— Data excerpts —
--------------------
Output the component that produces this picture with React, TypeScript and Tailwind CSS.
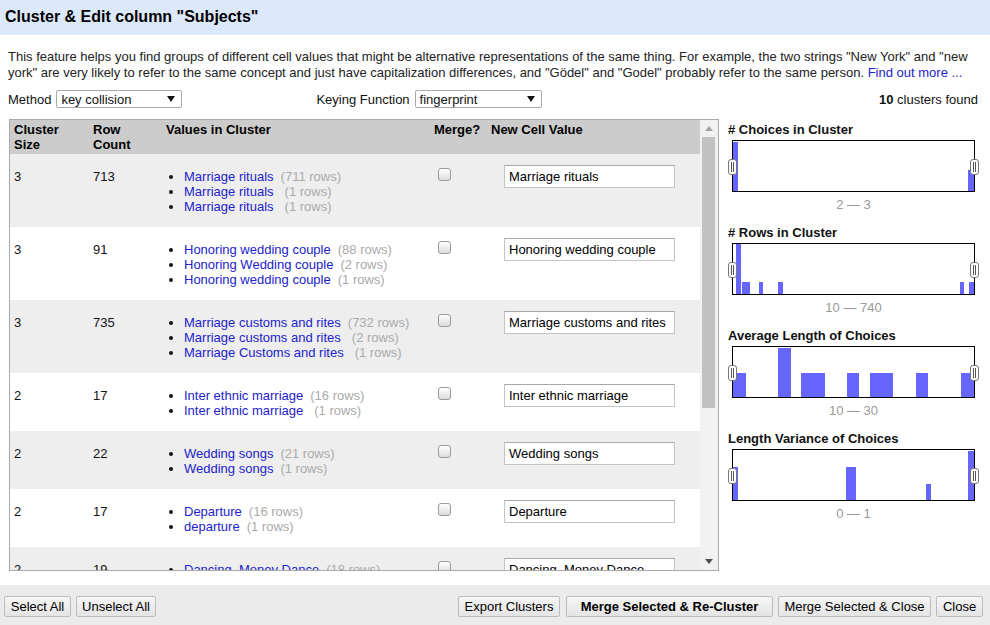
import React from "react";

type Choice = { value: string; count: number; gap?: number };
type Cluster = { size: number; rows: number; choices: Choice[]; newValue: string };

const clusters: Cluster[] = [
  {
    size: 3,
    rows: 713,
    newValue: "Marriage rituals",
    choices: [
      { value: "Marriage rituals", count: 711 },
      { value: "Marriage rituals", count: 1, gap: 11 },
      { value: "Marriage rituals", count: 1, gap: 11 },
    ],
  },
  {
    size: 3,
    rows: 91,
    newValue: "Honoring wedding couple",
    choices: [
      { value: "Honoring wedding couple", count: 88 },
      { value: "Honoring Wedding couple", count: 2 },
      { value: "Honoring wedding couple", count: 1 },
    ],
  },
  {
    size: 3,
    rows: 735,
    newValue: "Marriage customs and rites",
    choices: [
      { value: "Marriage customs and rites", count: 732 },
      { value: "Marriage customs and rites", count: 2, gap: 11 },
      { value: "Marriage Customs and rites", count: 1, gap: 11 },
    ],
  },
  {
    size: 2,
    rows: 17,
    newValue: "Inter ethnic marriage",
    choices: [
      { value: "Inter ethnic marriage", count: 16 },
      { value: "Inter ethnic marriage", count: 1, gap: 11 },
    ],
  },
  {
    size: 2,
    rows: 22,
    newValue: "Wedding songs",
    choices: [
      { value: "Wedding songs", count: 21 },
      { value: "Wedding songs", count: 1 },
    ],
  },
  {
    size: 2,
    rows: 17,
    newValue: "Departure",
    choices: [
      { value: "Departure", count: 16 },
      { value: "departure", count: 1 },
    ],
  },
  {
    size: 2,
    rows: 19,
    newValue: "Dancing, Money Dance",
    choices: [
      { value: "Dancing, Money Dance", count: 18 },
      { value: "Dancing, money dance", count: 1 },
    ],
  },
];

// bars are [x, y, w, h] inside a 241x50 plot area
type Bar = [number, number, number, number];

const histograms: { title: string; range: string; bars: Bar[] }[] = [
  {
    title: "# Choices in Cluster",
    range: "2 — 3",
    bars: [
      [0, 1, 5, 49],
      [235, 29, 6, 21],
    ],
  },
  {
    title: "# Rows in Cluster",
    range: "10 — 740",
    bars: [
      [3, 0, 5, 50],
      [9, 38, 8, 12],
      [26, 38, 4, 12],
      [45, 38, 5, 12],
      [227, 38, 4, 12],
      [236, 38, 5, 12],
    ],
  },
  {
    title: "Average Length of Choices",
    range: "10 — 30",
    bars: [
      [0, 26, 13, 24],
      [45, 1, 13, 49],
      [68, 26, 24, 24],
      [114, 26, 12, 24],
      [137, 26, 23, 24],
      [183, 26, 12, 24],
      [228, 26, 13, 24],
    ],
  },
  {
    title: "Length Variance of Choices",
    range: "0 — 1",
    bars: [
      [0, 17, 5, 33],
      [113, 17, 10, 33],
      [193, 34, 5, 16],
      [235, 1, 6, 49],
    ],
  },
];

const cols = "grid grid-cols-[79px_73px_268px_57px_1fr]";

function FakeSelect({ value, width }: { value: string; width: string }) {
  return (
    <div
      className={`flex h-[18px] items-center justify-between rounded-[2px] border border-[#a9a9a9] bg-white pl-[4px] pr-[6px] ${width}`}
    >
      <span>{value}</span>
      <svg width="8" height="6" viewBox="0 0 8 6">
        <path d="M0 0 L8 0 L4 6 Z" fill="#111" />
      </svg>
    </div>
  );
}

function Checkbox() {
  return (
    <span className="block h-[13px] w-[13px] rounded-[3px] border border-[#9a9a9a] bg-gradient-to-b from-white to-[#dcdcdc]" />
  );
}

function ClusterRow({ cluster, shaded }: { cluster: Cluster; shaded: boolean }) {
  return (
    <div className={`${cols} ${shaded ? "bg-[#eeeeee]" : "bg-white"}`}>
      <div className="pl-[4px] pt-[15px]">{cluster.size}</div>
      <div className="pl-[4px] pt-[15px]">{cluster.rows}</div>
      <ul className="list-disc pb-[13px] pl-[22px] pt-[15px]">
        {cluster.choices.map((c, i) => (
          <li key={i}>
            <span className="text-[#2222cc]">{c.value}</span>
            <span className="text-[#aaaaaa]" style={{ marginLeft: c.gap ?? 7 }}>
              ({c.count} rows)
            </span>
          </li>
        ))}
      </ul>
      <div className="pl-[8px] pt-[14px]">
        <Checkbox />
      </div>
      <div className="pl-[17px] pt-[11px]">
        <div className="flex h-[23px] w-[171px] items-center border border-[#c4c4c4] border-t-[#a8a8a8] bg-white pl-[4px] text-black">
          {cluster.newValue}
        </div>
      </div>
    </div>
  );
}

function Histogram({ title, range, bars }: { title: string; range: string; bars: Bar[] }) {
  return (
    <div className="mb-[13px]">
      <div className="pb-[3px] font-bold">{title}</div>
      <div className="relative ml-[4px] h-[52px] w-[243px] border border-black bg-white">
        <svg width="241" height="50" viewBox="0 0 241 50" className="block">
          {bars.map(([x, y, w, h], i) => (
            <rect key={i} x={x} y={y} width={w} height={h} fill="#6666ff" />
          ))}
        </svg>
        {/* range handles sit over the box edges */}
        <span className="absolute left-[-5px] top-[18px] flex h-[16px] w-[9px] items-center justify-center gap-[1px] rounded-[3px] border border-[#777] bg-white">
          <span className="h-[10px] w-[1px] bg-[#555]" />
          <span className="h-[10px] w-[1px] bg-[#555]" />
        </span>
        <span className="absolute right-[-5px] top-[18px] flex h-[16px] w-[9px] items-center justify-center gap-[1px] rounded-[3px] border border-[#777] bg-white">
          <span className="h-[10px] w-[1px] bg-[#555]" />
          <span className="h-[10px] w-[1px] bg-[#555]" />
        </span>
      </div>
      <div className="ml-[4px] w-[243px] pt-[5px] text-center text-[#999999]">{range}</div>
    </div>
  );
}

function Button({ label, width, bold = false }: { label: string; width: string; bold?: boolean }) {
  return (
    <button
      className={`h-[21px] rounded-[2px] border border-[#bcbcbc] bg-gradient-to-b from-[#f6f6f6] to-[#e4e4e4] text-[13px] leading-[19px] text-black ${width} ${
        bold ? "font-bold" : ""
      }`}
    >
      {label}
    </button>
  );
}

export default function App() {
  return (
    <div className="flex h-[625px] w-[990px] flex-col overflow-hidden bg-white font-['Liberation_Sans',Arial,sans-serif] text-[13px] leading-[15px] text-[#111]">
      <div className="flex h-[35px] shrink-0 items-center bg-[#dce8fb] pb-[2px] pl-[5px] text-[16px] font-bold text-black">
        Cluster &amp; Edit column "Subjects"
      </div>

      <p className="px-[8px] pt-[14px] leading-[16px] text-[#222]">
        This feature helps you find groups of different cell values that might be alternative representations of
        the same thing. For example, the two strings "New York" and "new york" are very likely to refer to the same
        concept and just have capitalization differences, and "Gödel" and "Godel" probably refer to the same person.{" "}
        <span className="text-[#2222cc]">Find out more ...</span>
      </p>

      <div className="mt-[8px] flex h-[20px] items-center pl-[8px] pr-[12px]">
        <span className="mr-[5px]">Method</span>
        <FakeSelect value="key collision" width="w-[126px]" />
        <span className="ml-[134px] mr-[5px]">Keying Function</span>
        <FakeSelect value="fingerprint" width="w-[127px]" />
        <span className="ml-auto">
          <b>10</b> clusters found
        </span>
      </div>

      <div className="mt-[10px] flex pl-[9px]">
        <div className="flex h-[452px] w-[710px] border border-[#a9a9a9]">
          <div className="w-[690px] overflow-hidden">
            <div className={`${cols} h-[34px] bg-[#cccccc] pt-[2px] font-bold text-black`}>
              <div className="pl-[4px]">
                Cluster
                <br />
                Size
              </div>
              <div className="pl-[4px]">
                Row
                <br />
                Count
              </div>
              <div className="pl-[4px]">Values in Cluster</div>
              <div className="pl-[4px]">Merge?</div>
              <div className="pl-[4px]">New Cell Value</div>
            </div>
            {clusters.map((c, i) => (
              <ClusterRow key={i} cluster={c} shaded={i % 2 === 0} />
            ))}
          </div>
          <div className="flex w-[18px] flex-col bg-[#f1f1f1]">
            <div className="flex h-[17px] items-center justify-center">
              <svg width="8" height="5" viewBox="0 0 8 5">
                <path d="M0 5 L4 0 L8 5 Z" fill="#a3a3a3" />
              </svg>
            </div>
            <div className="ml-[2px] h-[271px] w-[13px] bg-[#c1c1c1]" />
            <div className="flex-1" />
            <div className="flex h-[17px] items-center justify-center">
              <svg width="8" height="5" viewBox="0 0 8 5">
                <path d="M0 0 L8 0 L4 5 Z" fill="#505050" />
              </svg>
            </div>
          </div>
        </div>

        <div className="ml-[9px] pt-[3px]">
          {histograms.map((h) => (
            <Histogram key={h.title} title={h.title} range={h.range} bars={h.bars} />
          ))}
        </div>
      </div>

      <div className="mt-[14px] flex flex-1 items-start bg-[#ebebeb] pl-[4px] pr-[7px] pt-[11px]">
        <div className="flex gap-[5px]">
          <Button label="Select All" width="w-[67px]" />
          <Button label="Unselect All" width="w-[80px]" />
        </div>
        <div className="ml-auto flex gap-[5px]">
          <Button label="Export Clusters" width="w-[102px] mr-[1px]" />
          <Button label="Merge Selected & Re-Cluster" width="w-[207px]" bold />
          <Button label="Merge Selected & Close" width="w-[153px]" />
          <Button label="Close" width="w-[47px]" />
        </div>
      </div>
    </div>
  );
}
--------------------
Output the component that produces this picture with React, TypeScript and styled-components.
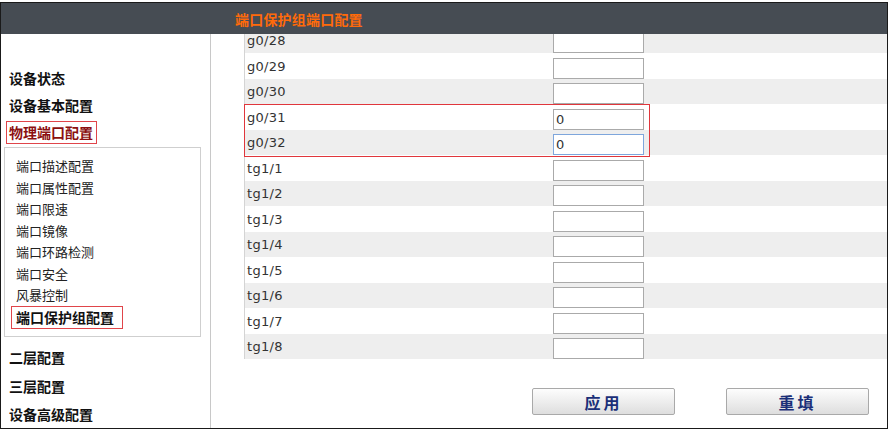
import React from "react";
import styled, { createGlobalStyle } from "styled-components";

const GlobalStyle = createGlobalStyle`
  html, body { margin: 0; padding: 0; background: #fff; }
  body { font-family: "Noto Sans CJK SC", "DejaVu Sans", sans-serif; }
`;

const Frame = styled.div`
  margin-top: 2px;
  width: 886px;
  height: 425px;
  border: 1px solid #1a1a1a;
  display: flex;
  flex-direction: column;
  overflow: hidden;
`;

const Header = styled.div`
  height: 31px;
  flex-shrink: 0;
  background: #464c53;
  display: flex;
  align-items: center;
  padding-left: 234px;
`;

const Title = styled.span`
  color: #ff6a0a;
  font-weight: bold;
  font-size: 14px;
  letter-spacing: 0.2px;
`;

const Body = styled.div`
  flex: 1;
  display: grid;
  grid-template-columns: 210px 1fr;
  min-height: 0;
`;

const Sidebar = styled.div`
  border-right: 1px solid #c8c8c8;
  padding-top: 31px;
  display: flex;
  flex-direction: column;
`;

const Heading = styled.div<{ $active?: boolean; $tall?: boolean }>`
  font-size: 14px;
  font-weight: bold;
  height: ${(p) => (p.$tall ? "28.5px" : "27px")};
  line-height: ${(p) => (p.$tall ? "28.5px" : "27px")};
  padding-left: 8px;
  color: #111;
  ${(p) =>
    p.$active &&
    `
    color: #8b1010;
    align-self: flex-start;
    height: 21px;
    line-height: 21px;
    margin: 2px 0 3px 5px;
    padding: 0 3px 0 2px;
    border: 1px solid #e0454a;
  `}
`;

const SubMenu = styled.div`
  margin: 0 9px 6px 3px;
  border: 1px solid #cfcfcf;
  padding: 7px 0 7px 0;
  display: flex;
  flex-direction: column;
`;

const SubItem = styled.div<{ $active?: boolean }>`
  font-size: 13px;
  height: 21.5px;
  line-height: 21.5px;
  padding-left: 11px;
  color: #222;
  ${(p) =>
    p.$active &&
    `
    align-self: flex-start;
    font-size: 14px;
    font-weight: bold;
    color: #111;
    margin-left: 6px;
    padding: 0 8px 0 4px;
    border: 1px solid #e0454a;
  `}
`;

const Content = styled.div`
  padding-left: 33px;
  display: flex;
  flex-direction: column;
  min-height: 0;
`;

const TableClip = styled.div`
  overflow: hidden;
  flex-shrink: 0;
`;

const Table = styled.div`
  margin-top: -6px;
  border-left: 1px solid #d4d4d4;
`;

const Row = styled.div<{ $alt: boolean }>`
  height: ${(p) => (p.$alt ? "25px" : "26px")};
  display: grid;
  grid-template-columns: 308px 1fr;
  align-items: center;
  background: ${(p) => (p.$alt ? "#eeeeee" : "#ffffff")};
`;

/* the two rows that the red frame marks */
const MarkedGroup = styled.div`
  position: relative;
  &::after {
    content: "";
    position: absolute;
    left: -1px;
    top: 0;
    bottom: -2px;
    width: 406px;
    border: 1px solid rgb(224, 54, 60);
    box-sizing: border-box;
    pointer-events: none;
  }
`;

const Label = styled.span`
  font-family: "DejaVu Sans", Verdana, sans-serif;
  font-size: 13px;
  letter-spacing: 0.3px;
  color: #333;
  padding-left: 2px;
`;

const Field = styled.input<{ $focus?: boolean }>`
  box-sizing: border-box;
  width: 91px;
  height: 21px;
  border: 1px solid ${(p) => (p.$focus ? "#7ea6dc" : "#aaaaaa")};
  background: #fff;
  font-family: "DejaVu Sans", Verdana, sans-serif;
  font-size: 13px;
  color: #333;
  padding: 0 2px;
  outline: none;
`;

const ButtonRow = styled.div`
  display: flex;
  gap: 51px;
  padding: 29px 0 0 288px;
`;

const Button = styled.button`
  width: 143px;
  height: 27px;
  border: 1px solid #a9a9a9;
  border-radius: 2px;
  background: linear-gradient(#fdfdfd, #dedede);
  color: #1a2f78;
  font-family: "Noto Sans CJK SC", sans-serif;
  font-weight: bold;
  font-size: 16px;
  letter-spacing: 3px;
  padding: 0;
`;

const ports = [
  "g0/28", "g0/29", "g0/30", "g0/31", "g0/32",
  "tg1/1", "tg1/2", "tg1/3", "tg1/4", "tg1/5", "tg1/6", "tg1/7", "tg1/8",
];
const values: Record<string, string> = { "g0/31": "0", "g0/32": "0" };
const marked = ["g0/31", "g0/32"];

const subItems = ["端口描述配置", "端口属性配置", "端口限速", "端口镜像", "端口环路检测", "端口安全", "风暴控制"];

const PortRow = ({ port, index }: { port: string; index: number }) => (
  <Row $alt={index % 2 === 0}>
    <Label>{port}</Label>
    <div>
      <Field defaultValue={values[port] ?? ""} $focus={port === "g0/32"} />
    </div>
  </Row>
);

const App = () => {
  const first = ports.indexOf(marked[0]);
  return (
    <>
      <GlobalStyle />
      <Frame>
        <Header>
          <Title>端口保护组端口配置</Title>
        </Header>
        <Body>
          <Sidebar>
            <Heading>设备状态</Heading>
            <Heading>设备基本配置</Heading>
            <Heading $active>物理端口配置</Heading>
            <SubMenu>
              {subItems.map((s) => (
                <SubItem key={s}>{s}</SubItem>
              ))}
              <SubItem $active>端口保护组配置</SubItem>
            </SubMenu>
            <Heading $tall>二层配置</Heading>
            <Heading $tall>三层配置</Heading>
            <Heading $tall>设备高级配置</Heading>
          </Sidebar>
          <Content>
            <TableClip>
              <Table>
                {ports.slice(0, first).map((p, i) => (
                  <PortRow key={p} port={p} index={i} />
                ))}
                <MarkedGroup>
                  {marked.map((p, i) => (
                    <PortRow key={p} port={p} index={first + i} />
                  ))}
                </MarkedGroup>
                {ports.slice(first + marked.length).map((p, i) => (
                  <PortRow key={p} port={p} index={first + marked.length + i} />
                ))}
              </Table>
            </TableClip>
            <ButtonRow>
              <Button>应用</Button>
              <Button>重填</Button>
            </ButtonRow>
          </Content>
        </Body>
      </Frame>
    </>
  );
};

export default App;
--------------------
— Written request —
Reproduce exactly, and only, the lines from the one containing "and Tailwind CSS." through the one containing "type Bar = [number, number, number, number];", including both; leave out any pictures.

— Solution to this task —
Output the component that produces this picture with React, TypeScript and Tailwind CSS.
import React from "react";

type Choice = { value: string; count: number; gap?: number };
type Cluster = { size: number; rows: number; choices: Choice[]; newValue: string };

const clusters: Cluster[] = [
  {
    size: 3,
    rows: 713,
    newValue: "Marriage rituals",
    choices: [
      { value: "Marriage rituals", count: 711 },
      { value: "Marriage rituals", count: 1, gap: 11 },
      { value: "Marriage rituals", count: 1, gap: 11 },
    ],
  },
  {
    size: 3,
    rows: 91,
    newValue: "Honoring wedding couple",
    choices: [
      { value: "Honoring wedding couple", count: 88 },
      { value: "Honoring Wedding couple", count: 2 },
      { value: "Honoring wedding couple", count: 1 },
    ],
  },
  {
    size: 3,
    rows: 735,
    newValue: "Marriage customs and rites",
    choices: [
      { value: "Marriage customs and rites", count: 732 },
      { value: "Marriage customs and rites", count: 2, gap: 11 },
      { value: "Marriage Customs and rites", count: 1, gap: 11 },
    ],
  },
  {
    size: 2,
    rows: 17,
    newValue: "Inter ethnic marriage",
    choices: [
      { value: "Inter ethnic marriage", count: 16 },
      { value: "Inter ethnic marriage", count: 1, gap: 11 },
    ],
  },
  {
    size: 2,
    rows: 22,
    newValue: "Wedding songs",
    choices: [
      { value: "Wedding songs", count: 21 },
      { value: "Wedding songs", count: 1 },
    ],
  },
  {
    size: 2,
    rows: 17,
    newValue: "Departure",
    choices: [
      { value: "Departure", count: 16 },
      { value: "departure", count: 1 },
    ],
  },
  {
    size: 2,
    rows: 19,
    newValue: "Dancing, Money Dance",
    choices: [
      { value: "Dancing, Money Dance", count: 18 },
      { value: "Dancing, money dance", count: 1 },
    ],
  },
];

// bars are [x, y, w, h] inside a 241x50 plot area
type Bar = [number, number, number, number];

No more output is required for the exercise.